Enhanced Tri‐Atom Ru‐Based Catalyst for Hydrogen Evolution Reaction via Rapid Pyrolysis of Precursor

Abstract Atomically precise supported nanocluster catalysts (APSNCs), with well‐defined metal active sites, unique geometrical and electronic structures and metal–metal bonds, demonstrate excellent catalytic performance. However, the synthesis of APSNCs with well‐defined active centers and stable structures remains a huge challenge due to uncontrollable aggregation during synthesis and catalytic reactions. Herein, the Ru 3 nanocluster catalysts uniformly dispersed on oxidized carbon nanotubes (Ru 3 /OCNT) is successfully synthesized by using a rapid pyrolysis of precursor strategy.

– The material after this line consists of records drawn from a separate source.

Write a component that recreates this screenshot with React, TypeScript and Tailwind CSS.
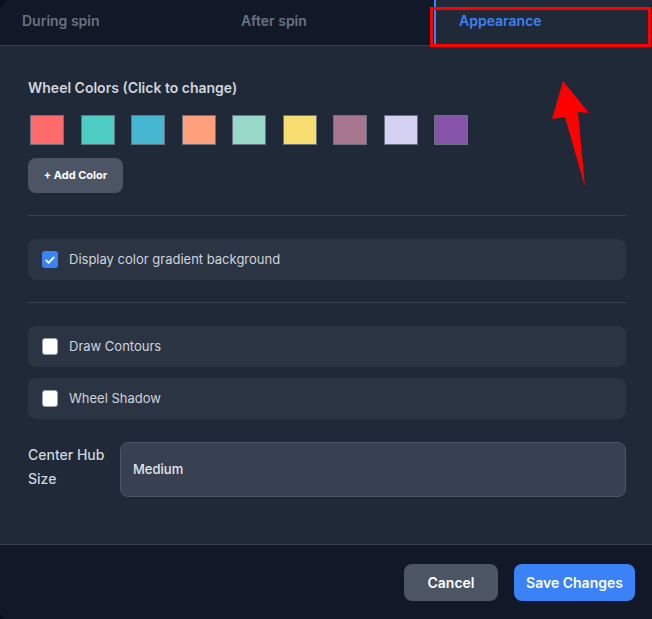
import React, { useState } from "react";

const colors = [
  "#ff6b6b",
  "#4ecdc4",
  "#45b7d1",
  "#ffa07a",
  "#98d8c8",
  "#f7dc6f",
  "#a8758f",
  "#d4d1f2",
  "#8553a8",
];

const CheckRow = ({
  label,
  checked,
  onChange,
}: {
  label: string;
  checked: boolean;
  onChange: () => void;
}) => (
  <label className="flex h-[41px] items-center gap-[11px] rounded-lg bg-[#2b3443] px-[14px] cursor-pointer">
    <span
      onClick={onChange}
      className={`flex h-[17px] w-4 items-center justify-center rounded-[3px] ${
        checked ? "bg-[#3b82f6]" : "bg-white border border-gray-400"
      }`}
    >
      {checked && (
        <svg viewBox="0 0 16 16" className="h-3 w-3" fill="none">
          <path
            d="M3 8.5l3.2 3.2L13 4.5"
            stroke="white"
            strokeWidth="2.4"
            strokeLinecap="round"
            strokeLinejoin="round"
          />
        </svg>
      )}
    </span>
    <span className="text-[13px] text-gray-300">{label}</span>
  </label>
);

const App = () => {
  const [gradient, setGradient] = useState(true);
  const [contours, setContours] = useState(false);
  const [shadow, setShadow] = useState(false);

  return (
    <div
      className="relative h-[619px] w-[652px] overflow-hidden bg-[#0b0f19]"
      style={{ fontFamily: "Inter, 'Noto Sans', sans-serif" }}
    >
      <div className="flex h-full flex-col overflow-hidden rounded-tl-xl rounded-bl-lg bg-[#1f2937]">
        {/* TABS */}
        <div className="flex h-[46px] bg-[#111827] border-b border-[#374151]">
          <button className="w-[217px] pl-[22px] pb-[4px] text-left text-sm font-semibold text-gray-500">
            During spin
          </button>
          <button className="w-[217px] pl-[24px] pb-[4px] text-left text-sm font-semibold text-gray-500">
            After spin
          </button>
          <button className="flex-1 border-l-2 border-[#3b82f6] bg-[#1f2937] pl-[23px] pb-[4px] text-left text-sm font-semibold text-[#3b82f6]">
            Appearance
          </button>
        </div>

        {/* BODY */}
        <div className="flex-1 pl-7 pr-[26px] pt-[32px]">
          <h3 className="text-sm font-semibold text-gray-300">
            Wheel Colors (Click to change)
          </h3>

          <div className="mt-[17px] flex gap-[16.5px] pl-[2px]">
            {colors.map((c) => (
              <div
                key={c}
                className="h-[30px] w-[34px] border border-gray-500 cursor-pointer"
                style={{ backgroundColor: c }}
              />
            ))}
          </div>

          <button className="mt-[13px] h-[35px] w-[95px] rounded-lg bg-[#4b5563] text-[11px] font-bold text-white">
            + Add Color
          </button>

          <div className="mt-[22px] border-t border-[#374151]" />

          <div className="mt-[23px]">
            <CheckRow
              label="Display color gradient background"
              checked={gradient}
              onChange={() => setGradient(!gradient)}
            />
          </div>

          <div className="mt-[22px] border-t border-[#374151]" />

          <div className="mt-[23px] flex flex-col gap-[11px]">
            <CheckRow
              label="Draw Contours"
              checked={contours}
              onChange={() => setContours(!contours)}
            />
            <CheckRow
              label="Wheel Shadow"
              checked={shadow}
              onChange={() => setShadow(!shadow)}
            />
          </div>

          <div className="mt-[23px] flex gap-[12px]">
            <div className="w-[80px] pt-[1px] text-sm font-medium leading-6 text-gray-300">
              Center Hub Size
            </div>
            <div className="flex h-[55px] flex-1 items-center rounded-lg border border-[#4b5563] bg-[#374151] px-3 text-[13px] font-medium text-gray-200">
              Medium
            </div>
          </div>
        </div>

        {/* FOOTER */}
        <div className="flex h-[75px] items-start justify-end gap-4 border-t border-[#374151] bg-[#111827] pr-[17px] pt-[19px]">
          <button className="h-[37px] w-[94px] rounded-lg bg-[#4b5563] text-sm font-semibold text-white">
            Cancel
          </button>
          <button className="h-[37px] w-[121px] rounded-lg bg-[#3b82f6] text-sm font-semibold text-white">
            Save Changes
          </button>
        </div>
      </div>

      {/* ANNOTATIONS */}
      <div className="pointer-events-none absolute left-[430px] top-[7px] h-[40px] w-[221px] border-[3px] border-[#ff0000]" />
      <svg
        className="pointer-events-none absolute left-0 top-0"
        width="652"
        height="619"
      >
        <polygon
          points="563,81 589,113 578,112 585,187 565,117 552,119"
          fill="#ff0000"
        />
      </svg>
    </div>
  );
};

export default App;
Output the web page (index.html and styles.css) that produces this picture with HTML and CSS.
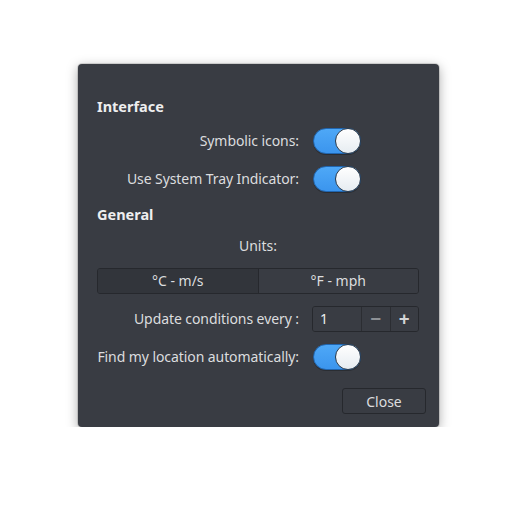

The obtained Ru 3 /OCNT exhibits excellent catalytic performance for alkaline hydrogen evolution reaction (HER). The catalyst achieves an overpotential of 19 mV at a current density of 10 mA cm −2 in 1 m KOH solution, outperforming commercial 20 wt.% Pt/C and 5 wt.% Ru/C. Moreover, the mass activity of Ru 3 /OCNT is 23.47 and 11.83 times higher than that of commercial Pt/C and Ru/C. Density functional theory (DFT) calculations reveal that the metal–metal interaction and metal–support interaction in Ru 3 /OCNT effectively modulate the electronic structure of Ru atoms, lower the hydrogen adsorption energy of the catalytic site, and promote the H* desorption. This work offers a new perspective on the design and synthesis of APSNCs with excellent alkaline hydrogen evolution performance.